__WHAT IS BEING ASKED__
Without the pictures, return all of the material exactly as written.

================================

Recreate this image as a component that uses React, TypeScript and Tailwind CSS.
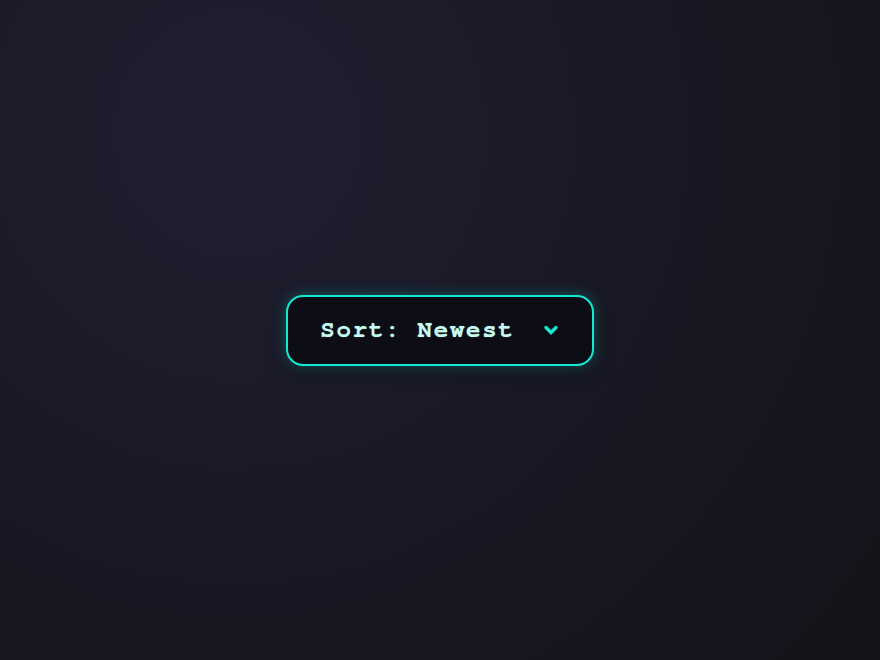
import React from "react";

function Chevron() {
  return (
    <svg width="14" height="11" viewBox="0 0 14 11" fill="none" className="text-[#12e8d2]">
      <path
        d="M2 2.5 L7 7.5 L12 2.5"
        stroke="currentColor"
        strokeWidth="3.4"
        strokeLinecap="round"
        strokeLinejoin="miter"
      />
    </svg>
  );
}

export default function App() {
  return (
    <div className="flex h-screen w-full items-center justify-center bg-[radial-gradient(circle_at_27%_20%,#1f1f30_0%,#191926_45%,#131319_100%)]">
      <button
        type="button"
        className="flex items-center gap-[29px] rounded-[17px] border-2 border-[#12e8d2] bg-[#0c0d15] py-[20px] pl-[32px] pr-[34px] shadow-[0_0_14px_rgba(18,232,210,0.3),0_6px_18px_rgba(0,0,0,0.35)]"
      >
        <span
          className="text-[24px] font-bold leading-[27px] tracking-[1.8px] text-[#c6fbf3] [text-shadow:0_0_1px_rgba(198,251,243,0.6)]"
          style={{ fontFamily: 'FreeMono, "Liberation Mono", monospace' }}
        >
          Sort: Newest
        </span>
        <Chevron />
      </button>
    </div>
  );
}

================================

__RESPONSE TO THE EXERCISE__
Recreate this image as a component that uses React, TypeScript and Tailwind CSS.
import React from "react";

function Chevron() {
  return (
    <svg width="14" height="11" viewBox="0 0 14 11" fill="none" className="text-[#12e8d2]">
      <path
        d="M2 2.5 L7 7.5 L12 2.5"
        stroke="currentColor"
        strokeWidth="3.4"
        strokeLinecap="round"
        strokeLinejoin="miter"
      />
    </svg>
  );
}

export default function App() {
  return (
    <div className="flex h-screen w-full items-center justify-center bg-[radial-gradient(circle_at_27%_20%,#1f1f30_0%,#191926_45%,#131319_100%)]">
      <button
        type="button"
        className="flex items-center gap-[29px] rounded-[17px] border-2 border-[#12e8d2] bg-[#0c0d15] py-[20px] pl-[32px] pr-[34px] shadow-[0_0_14px_rgba(18,232,210,0.3),0_6px_18px_rgba(0,0,0,0.35)]"
      >
        <span
          className="text-[24px] font-bold leading-[27px] tracking-[1.8px] text-[#c6fbf3] [text-shadow:0_0_1px_rgba(198,251,243,0.6)]"
          style={{ fontFamily: 'FreeMono, "Liberation Mono", monospace' }}
        >
          Sort: Newest
        </span>
        <Chevron />
      </button>
    </div>
  );
}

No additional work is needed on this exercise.